## Items

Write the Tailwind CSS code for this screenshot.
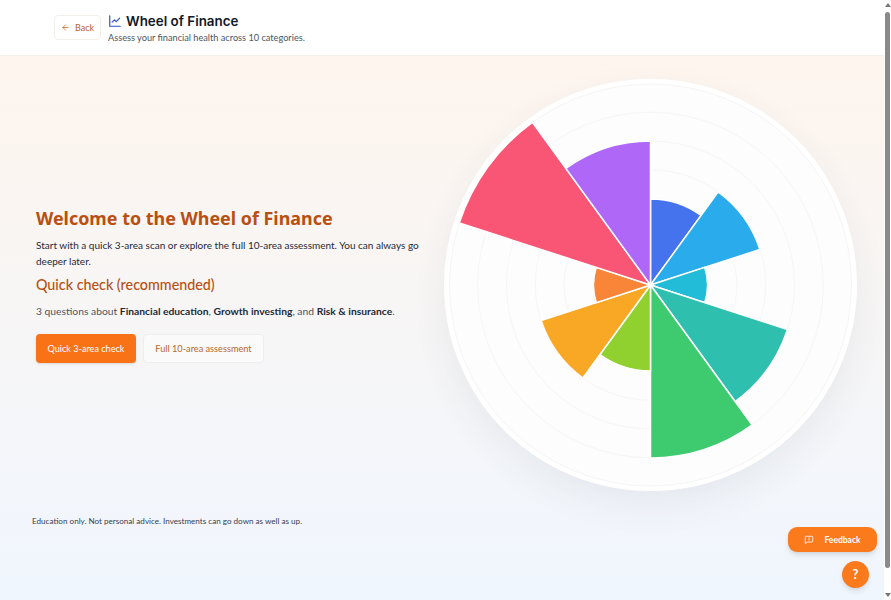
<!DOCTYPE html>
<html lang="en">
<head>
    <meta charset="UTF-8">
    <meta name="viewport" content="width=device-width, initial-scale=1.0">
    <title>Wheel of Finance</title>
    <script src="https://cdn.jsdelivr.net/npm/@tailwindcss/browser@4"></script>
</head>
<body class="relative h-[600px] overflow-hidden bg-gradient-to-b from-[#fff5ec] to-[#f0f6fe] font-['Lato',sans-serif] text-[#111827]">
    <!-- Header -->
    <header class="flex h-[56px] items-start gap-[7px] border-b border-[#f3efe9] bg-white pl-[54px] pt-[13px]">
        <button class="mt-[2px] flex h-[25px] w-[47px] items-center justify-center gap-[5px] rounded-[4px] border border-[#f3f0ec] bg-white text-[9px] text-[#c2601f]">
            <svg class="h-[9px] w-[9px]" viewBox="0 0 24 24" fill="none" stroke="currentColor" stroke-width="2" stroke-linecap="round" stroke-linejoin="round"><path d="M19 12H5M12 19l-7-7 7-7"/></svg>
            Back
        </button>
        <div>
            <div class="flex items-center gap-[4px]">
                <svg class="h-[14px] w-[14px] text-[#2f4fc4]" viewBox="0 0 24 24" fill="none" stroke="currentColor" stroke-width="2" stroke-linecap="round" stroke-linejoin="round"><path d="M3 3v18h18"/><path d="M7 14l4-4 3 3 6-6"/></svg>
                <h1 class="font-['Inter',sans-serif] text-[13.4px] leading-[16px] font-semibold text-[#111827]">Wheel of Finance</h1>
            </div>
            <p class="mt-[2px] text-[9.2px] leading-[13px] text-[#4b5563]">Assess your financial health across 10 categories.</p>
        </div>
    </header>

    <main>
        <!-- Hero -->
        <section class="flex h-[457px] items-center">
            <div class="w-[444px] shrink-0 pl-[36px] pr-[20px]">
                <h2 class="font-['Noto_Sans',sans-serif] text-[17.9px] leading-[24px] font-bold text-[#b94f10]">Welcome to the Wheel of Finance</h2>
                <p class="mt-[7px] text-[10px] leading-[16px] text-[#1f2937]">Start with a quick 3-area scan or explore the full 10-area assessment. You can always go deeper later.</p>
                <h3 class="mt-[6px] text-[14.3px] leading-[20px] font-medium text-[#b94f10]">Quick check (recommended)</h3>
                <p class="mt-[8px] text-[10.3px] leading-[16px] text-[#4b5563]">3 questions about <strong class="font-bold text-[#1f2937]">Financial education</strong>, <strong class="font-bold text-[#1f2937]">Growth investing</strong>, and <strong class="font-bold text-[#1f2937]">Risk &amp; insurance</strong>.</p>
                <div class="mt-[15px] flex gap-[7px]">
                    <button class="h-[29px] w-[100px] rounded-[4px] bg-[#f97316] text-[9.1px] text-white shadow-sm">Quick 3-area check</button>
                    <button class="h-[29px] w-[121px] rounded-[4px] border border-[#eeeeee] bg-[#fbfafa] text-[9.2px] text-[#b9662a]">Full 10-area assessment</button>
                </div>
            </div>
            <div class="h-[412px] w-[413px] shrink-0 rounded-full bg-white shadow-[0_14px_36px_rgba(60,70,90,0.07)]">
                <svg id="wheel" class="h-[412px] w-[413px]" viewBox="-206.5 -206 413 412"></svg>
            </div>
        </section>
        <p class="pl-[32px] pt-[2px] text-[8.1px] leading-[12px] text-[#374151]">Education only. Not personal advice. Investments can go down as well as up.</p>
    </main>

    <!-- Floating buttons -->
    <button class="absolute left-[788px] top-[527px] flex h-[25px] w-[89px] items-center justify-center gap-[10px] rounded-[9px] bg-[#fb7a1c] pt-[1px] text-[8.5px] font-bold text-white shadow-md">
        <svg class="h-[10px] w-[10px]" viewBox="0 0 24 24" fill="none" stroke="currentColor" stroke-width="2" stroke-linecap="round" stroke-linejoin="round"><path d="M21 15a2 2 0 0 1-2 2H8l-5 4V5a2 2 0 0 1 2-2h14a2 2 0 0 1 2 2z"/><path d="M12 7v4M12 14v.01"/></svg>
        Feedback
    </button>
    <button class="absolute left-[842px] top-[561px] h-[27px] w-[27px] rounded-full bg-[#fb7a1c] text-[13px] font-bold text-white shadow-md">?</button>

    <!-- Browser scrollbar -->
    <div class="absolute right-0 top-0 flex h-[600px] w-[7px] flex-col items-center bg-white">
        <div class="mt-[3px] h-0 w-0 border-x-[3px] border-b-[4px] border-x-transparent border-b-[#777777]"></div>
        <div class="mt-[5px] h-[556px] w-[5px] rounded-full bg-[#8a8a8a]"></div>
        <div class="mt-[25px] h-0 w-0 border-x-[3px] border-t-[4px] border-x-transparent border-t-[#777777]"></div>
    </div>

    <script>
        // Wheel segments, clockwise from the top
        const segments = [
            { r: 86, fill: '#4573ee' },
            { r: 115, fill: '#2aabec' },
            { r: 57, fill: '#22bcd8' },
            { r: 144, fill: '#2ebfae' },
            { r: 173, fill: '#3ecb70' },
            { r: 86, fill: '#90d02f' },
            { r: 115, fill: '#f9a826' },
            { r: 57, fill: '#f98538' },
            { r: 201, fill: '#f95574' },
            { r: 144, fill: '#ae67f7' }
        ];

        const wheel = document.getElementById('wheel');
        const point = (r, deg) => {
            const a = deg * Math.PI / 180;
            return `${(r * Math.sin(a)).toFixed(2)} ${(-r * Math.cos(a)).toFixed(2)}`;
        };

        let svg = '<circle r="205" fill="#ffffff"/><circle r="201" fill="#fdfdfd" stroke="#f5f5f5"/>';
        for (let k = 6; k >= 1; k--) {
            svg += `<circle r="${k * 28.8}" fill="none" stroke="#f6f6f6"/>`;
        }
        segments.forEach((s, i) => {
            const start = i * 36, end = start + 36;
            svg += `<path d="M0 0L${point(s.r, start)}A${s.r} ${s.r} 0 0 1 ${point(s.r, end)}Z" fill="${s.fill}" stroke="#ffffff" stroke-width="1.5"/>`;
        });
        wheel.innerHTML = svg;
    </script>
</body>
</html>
---
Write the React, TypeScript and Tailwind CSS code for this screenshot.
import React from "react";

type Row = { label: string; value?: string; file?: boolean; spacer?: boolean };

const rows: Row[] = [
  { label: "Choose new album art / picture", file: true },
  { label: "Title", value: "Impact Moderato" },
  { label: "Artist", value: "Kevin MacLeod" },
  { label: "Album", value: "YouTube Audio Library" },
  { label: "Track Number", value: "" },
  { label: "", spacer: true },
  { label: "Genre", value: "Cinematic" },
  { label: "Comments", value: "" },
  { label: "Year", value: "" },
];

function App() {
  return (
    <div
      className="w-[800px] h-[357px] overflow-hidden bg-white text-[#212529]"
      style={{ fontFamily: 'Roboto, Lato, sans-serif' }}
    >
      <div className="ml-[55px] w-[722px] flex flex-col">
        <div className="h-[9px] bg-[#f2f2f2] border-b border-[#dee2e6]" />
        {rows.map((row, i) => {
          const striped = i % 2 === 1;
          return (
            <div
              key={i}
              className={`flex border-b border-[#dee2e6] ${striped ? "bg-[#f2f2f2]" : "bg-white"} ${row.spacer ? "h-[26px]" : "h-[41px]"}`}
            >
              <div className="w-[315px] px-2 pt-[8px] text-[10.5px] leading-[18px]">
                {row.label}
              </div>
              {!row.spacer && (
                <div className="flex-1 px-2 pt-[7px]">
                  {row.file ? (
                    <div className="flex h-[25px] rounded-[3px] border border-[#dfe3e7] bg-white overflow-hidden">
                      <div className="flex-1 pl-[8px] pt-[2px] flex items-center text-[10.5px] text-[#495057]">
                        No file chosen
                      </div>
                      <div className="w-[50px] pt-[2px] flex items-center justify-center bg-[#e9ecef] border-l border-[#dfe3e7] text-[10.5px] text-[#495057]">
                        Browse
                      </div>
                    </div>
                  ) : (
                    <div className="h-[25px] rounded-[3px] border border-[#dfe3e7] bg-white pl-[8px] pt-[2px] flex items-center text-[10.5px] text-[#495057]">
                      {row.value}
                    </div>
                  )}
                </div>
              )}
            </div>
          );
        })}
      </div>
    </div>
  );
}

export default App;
* * *
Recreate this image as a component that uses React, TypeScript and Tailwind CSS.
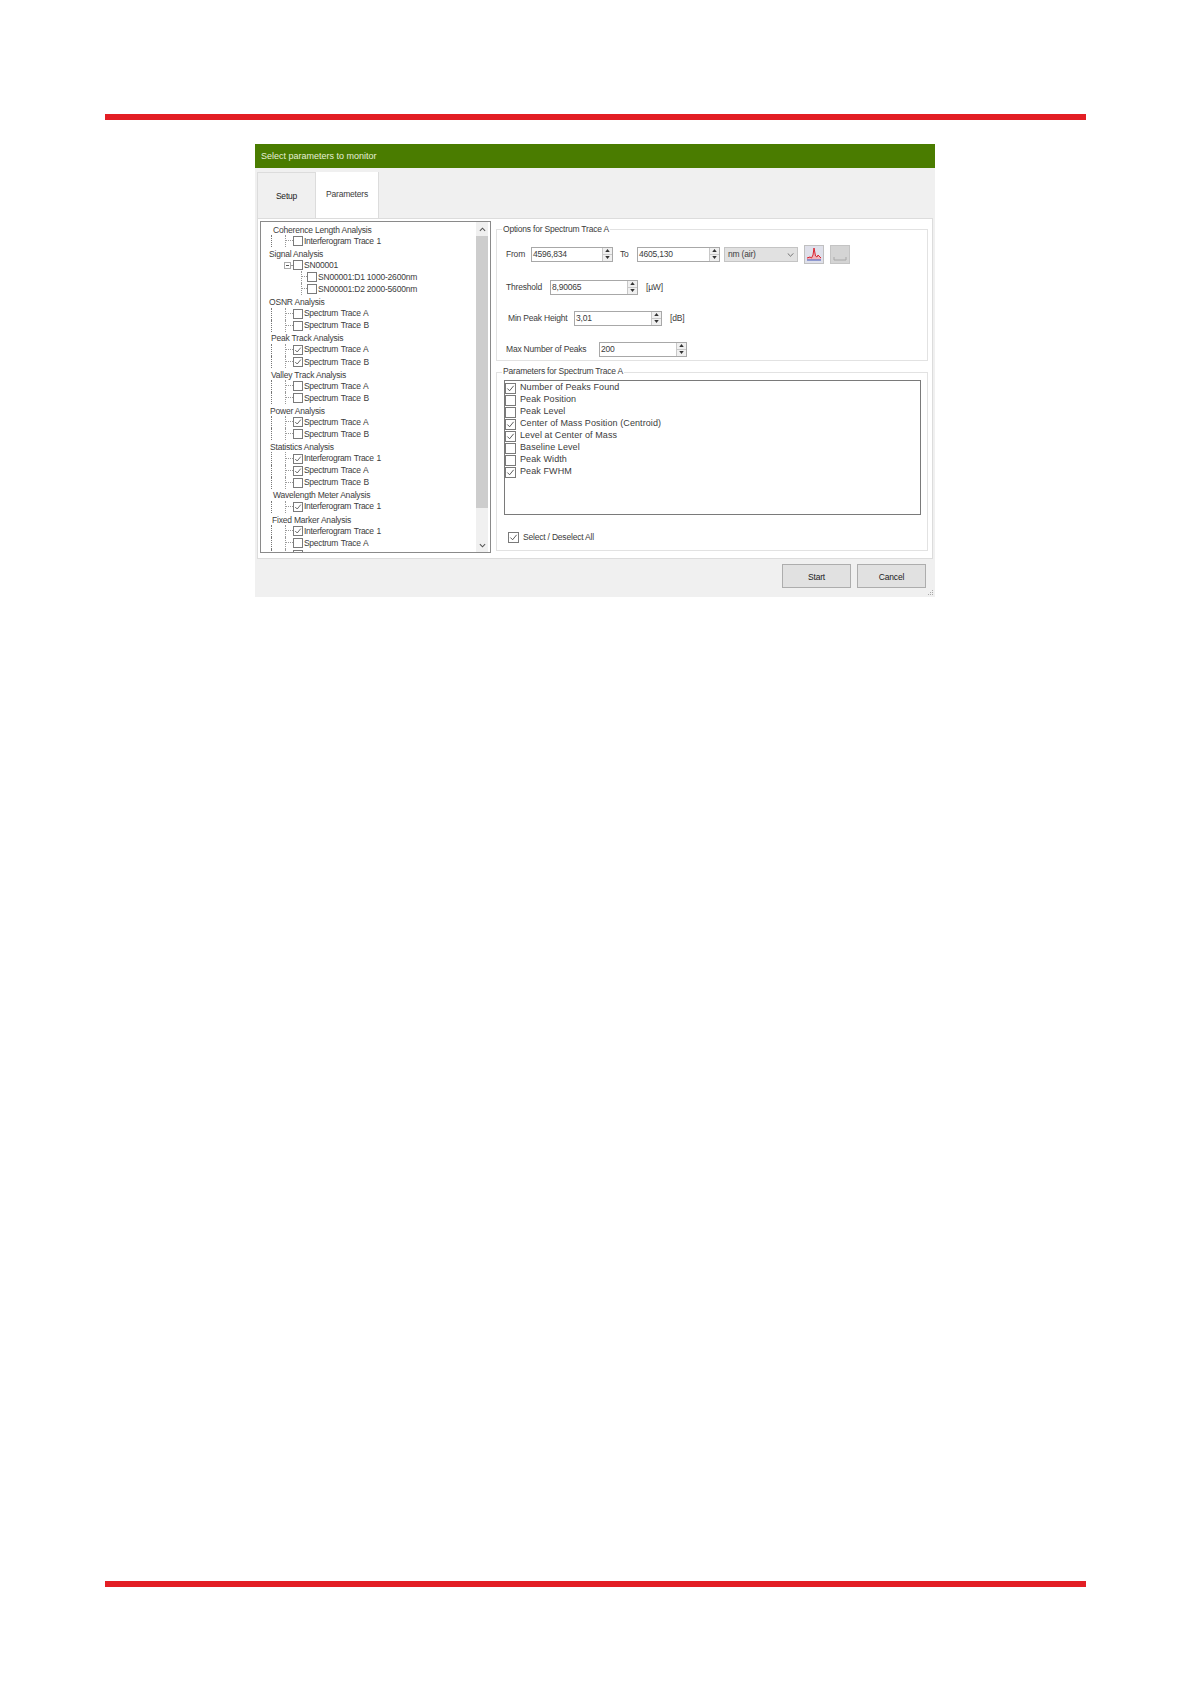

## To do
All lines in the listing above from the line containing "Write the React, TypeScript" to the line containing "string; value?: string;", inclusive, should be retyped exactly; no other lines should appear.

## The result
Write the React, TypeScript and Tailwind CSS code for this screenshot.
import React from "react";

type Row = { label: string; value?: string; file?: boolean; spacer?: boolean };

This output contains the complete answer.